Field Calibration?

At the last competition my team went to, the autonomous program didn’t go quite as planned. It was working perfectly and consistently at my own field at home, but completely failed in the actual competition. The degrees, parameters, and encoders were completely messed up. It couldn’t even high hang! I saw that several other teams also faced the issue with the different field, causing their autonomous programs to gain less than 10% of their normal point score. Our fields are exactly the same, so there shouldn’t have been an issue. After the competition, my team and I came to the conclusion that the competition board might have been more used, worn out, possibly making it more slippery. But not all boards are the same. So, we don’t know how much the margin of error will be on any given board.

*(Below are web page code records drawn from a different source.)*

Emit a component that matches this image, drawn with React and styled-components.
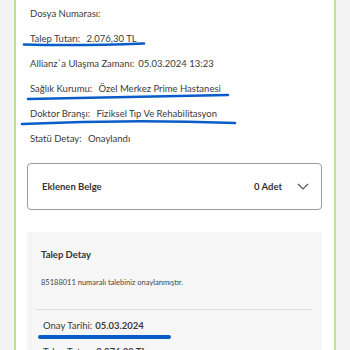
import React from 'react'
import styled, { createGlobalStyle } from 'styled-components'

const Global = createGlobalStyle`
  html, body {
    margin: 0;
    padding: 0;
    background: #f3f3f3;
    font-family: Lato, "Noto Sans", sans-serif;
    color: #3a3a3a;
  }
  #root {
    height: 350px;
    overflow: hidden;
  }
`

const Frame = styled.div`
  position: relative;
  margin: 0 14px;
  min-height: 360px;
  background: #fff;
  border-left: 2px solid #bde09a;
  border-right: 2px solid #bde09a;
  padding: 1px 12px 0 11px;
`

const InfoList = styled.div`
  display: flex;
  flex-direction: column;
  padding-left: 3px;
`

const InfoRow = styled.div`
  height: 25px;
  line-height: 25px;
  font-size: 9.5px;
  white-space: nowrap;
  span {
    margin-left: 4px;
  }
`

const DocBox = styled.div`
  margin-top: 12px;
  height: 47px;
  box-sizing: border-box;
  border: 1px solid #9a9a9a;
  border-radius: 4px;
  display: flex;
  align-items: center;
  padding: 0 12px 0 14px;
  font-size: 9.5px;
  font-weight: 700;
  color: #333;
`

const DocTitle = styled.div`
  flex: 1;
`

const DocCount = styled.div`
  margin-right: 15px;
`

const DetailCard = styled.div`
  margin-top: 22px;
  background: #f6f6f6;
  padding: 17px 10px 0 14px;
  min-height: 140px;
`

const CardTitle = styled.div`
  font-size: 9.5px;
  font-weight: 700;
  color: #333;
`

const Message = styled.div`
  margin-top: 18px;
  font-size: 7.5px;
  color: #444;
`

const Divider = styled.div`
  margin: 22px 0 0 -6px;
  height: 1px;
  background: #dcdcdc;
`

const DetailRow = styled.div`
  margin-top: ${(p) => p.gap}px;
  padding-left: 2px;
  font-size: 9.5px;
  white-space: nowrap;
  b {
    font-weight: 700;
    margin-left: 3px;
  }
`

const Marks = styled.svg`
  position: absolute;
  left: -16px;
  top: 0;
  pointer-events: none;
`

const Chevron = () => (
  <svg width="12" height="7" viewBox="0 0 12 7">
    <path d="M1 1l5 5 5-5" fill="none" stroke="#555" strokeWidth="1.2" />
  </svg>
)

const rows = [
  ['Dosya Numarası:', ''],
  ['Talep Tutarı:', ' 2.076,30 TL'],
  ['Allianz`a Ulaşma Zamanı:', '05.03.2024 13:23'],
  ['Sağlık Kurumu:', ' Özel Merkez Prime Hastanesi'],
  ['Doktor Branşı:', ' Fiziksel Tıp Ve Rehabilitasyon'],
  ['Statü Detay:', ' Onaylandı'],
]

const App = () => (
  <>
    <Global />
    <Frame>
      <InfoList>
        {rows.map(([label, value]) => (
          <InfoRow key={label}>
            {label}
            {value && <span>{value}</span>}
          </InfoRow>
        ))}
      </InfoList>
      <DocBox>
        <DocTitle>Eklenen Belge</DocTitle>
        <DocCount>0 Adet</DocCount>
        <Chevron />
      </DocBox>
      <DetailCard>
        <CardTitle>Talep Detay</CardTitle>
        <Message>85188011 numaralı talebiniz onaylanmıştır.</Message>
        <Divider />
        <DetailRow gap={10}>
          Onay Tarihi:<b>05.03.2024</b>
        </DetailRow>
        <DetailRow gap={15}>
          Talep Tutarı:<b>2.076,30 TL</b>
        </DetailRow>
      </DetailCard>
      <Marks width="350" height="350" viewBox="0 0 350 350">
        <g fill="none" stroke="#0a5cc8" strokeLinecap="round">
          <path d="M24 44.5 Q80 46 144 43.5" strokeWidth="2.6" />
          <path d="M28 99 Q130 97 228 95" strokeWidth="2.6" />
          <path d="M22 124 Q130 119 235 123" strokeWidth="2.6" />
          <path d="M40 337 L169 337" strokeWidth="4" />
        </g>
      </Marks>
    </Frame>
  </>
)

export default App
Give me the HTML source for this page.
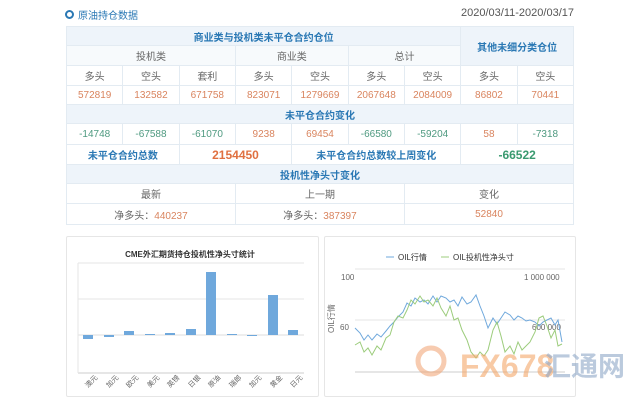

I am wondering if one solution for this (I’m not sure if it exists) is something I heard about a while back. Essentially, we have the robot run a sequence of events on any given field, which allows the robot to calibrate itself with the field. It adjusts parameters and speed if necessary, such that the program still works properly. I don’t know how to program this field calibration (if it really works). Could anyone please adivse?

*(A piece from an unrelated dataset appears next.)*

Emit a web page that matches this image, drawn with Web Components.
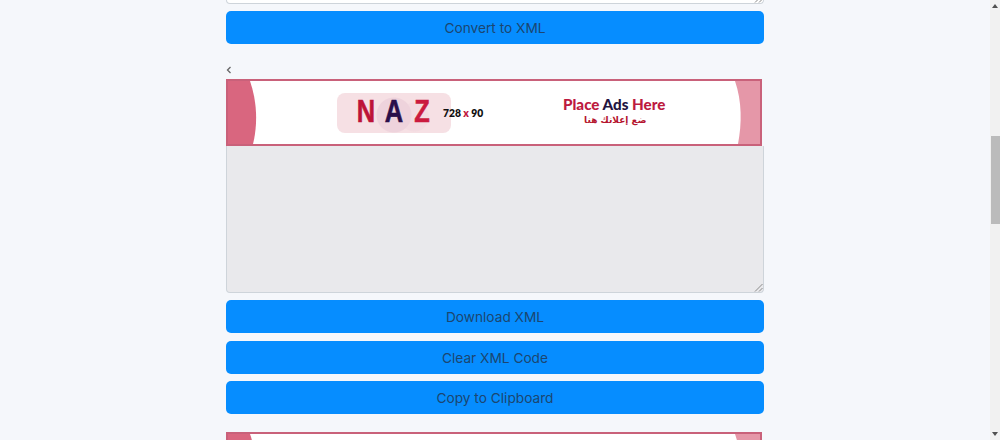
<!DOCTYPE html>
<html>
<head>
<meta charset="utf-8">
<title>Convert to XML</title>
<style>
  html, body { margin: 0; height: 440px; overflow: hidden; }
  body { display: flex; background: #f5f7fb; font-family: "Inter", "Noto Sans", sans-serif; }
</style>
</head>
<body>
<page-shell>
  <code-box variant="stub"></code-box>
  <action-button style="margin-top:7px">Convert to XML</action-button>
  <pager-mark></pager-mark>
  <ad-banner></ad-banner>
  <code-box variant="output"></code-box>
  <action-button style="margin-top:7px">Download XML</action-button>
  <action-button style="margin-top:8px">Clear XML Code</action-button>
  <action-button style="margin-top:7px">Copy to Clipboard</action-button>
  <ad-banner blank style="margin-top:18px"></ad-banner>
</page-shell>
<fake-scrollbar></fake-scrollbar>
<script>
class PageShell extends HTMLElement {
  constructor() {
    super();
    this.attachShadow({ mode: 'open' }).innerHTML = `
      <style>
        :host { flex: 1; display: flex; justify-content: center; height: 440px; overflow: hidden; }
        .col { width: 538px; display: flex; flex-direction: column; flex: none; }
      </style>
      <div class="col"><slot></slot></div>`;
  }
}

class CodeBox extends HTMLElement {
  constructor() {
    super();
    this.attachShadow({ mode: 'open' }).innerHTML = `
      <style>
        :host { display: block; box-sizing: border-box; position: relative; flex: none; }
        :host([variant="stub"]) { height: 4px; background: #fff; border: 1px solid #ced4da; border-top: 0; border-radius: 0 0 4px 4px; }
        :host([variant="output"]) { height: 147px; background: #e9e9ec; border: 1px solid #ced4da; border-top: 0; border-radius: 0 0 4px 4px; }
        svg { position: absolute; right: 0; bottom: 0; display: block; }
      </style>
      <svg width="9" height="9" viewBox="0 0 9 9"><path d="M1 8.5 8.5 1M5 8.5 8.5 5" stroke="#8a8a8a" stroke-width="1" fill="none"/></svg>`;
  }
}

class ActionButton extends HTMLElement {
  constructor() {
    super();
    this.attachShadow({ mode: 'open' }).innerHTML = `
      <style>
        :host { display: flex; flex: none; height: 33px; align-items: center; justify-content: center;
          background: #068dff; border-radius: 5px; color: #1c4670; font-size: 13.7px; }
      </style>
      <slot></slot>`;
  }
}

class PagerMark extends HTMLElement {
  constructor() {
    super();
    this.attachShadow({ mode: 'open' }).innerHTML = `
      <style>
        :host { display: block; flex: none; height: 35px; box-sizing: border-box; padding-top: 22px; }
        svg { display: block; }
      </style>
      <svg width="6" height="8" viewBox="0 0 6 8"><path d="M4.5 1 1.5 4l3 3" stroke="#666" stroke-width="1.3" fill="none"/></svg>`;
  }
}

class AdBanner extends HTMLElement {
  constructor() {
    super();
    const blank = this.hasAttribute('blank');
    this.attachShadow({ mode: 'open' }).innerHTML = `
      <style>
        :host { display: block; flex: none; width: 536px; height: 67px; box-sizing: border-box; position: relative;
          background: #fff; border: 2px solid #c9617a; overflow: hidden; font-family: "Lato", "Noto Sans", sans-serif; }
        .row { display: flex; height: 100%; align-items: center; position: relative; padding-left: 109px; box-sizing: border-box; }
        .curve { position: absolute; top: 0; left: 0; display: block; }
        .logo { width: 114px; height: 40px; border-radius: 8px; flex: none; margin-top: 1px;
          background: radial-gradient(circle at 50% 55%, #eed3dc 0 17px, transparent 18px),
                      radial-gradient(circle at 68% 60%, #f3dbe1 0 14px, transparent 15px), #f6e0e4;
          display: flex; align-items: center; justify-content: center; padding-bottom: 2px; box-sizing: border-box;
          font: 700 31px "Liberation Sans", sans-serif; color: #bd1338; -webkit-text-stroke: .6px; }
        .logo span { display: block; width: 28px; text-align: center; transform: scaleX(.82); }
        .logo .a { color: #2a0f4a; }
        .logo .z { color: #cb1a3e; }
        .size { font-size: 10.3px; font-weight: 800; color: #111; margin-left: -8px; margin-top: 1px; white-space: nowrap; }
        .size span { color: #c01a40; }
        .place { margin-left: 80px; display: flex; flex-direction: column; align-items: center; width: 104px; margin-top: -2px; transform: translateX(-1px); }
        .big { font-size: 15.2px; font-weight: 900; color: #bd1a3f; white-space: nowrap; line-height: 18px; margin-top: -1px; }
        .big span { color: #23143f; }
        .ar { font-family: "DejaVu Sans", sans-serif; font-size: 9px; font-weight: 700; color: #b5152f; line-height: 14px; margin-left: 2px; }
      </style>
      <svg class="curve" width="532" height="63" viewBox="0 0 532 63">
        <path d="M0 0H22C29 20 30 43 25 63H0Z" fill="#d9667f"/>
        <path d="M532 0H507C514 20 514 43 510 63H532Z" fill="#e597a8"/>
      </svg>
      ${blank ? '' : `<div class="row">
        <div class="logo"><span>N</span><span class="a">A</span><span class="z">Z</span></div>
        <div class="size">728 <span>x</span> 90</div>
        <div class="place">
          <div class="big">Place <span>Ads</span> Here</div>
          <div class="ar" dir="rtl">ضع إعلانك هنا</div>
        </div>
      </div>`}`;
  }
}

class FakeScrollbar extends HTMLElement {
  constructor() {
    super();
    this.attachShadow({ mode: 'open' }).innerHTML = `
      <style>
        :host { display: block; flex: none; width: 10px; height: 440px; background: #f1f1f1; position: relative; }
        .thumb { position: absolute; top: 136px; left: 1px; right: 0; height: 88px; background: #bbb; }
        svg { position: absolute; left: 2px; display: block; }
        .up { top: 4px; }
        .down { bottom: 4px; }
      </style>
      <svg class="up" width="6" height="4" viewBox="0 0 6 4"><path d="M0 4h6L3 0z" fill="#505050"/></svg>
      <div class="thumb"></div>
      <svg class="down" width="6" height="4" viewBox="0 0 6 4"><path d="M0 0h6L3 4z" fill="#505050"/></svg>`;
  }
}

customElements.define('page-shell', PageShell);
customElements.define('code-box', CodeBox);
customElements.define('action-button', ActionButton);
customElements.define('pager-mark', PagerMark);
customElements.define('ad-banner', AdBanner);
customElements.define('fake-scrollbar', FakeScrollbar);
</script>
</body>
</html>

if everybody was having that problem and it was working fine before the match then it was probably the matches fault

I know, but we can’t really control whether or not the competition board will be accurate. That’s why I’m wondering if there is a way to get the program to work even if the board has issues.

I don’t think that there is a way to fix that

Oh ok. Thanks anyway.

I do not believe there is any such field calibration program that will make your robot’s autonomous work all the time. And even if there were, it would probably require a lot of sensors and a pretty advanced level of programming. What you can do is improve your the movement of your robot - use things like PID to improve the consistency of turns and linear movements. Stay far away from using delays to time your movements. Make your movement as smooth and controlled as possible so that you can reduce the effects of external factors on your autonomous.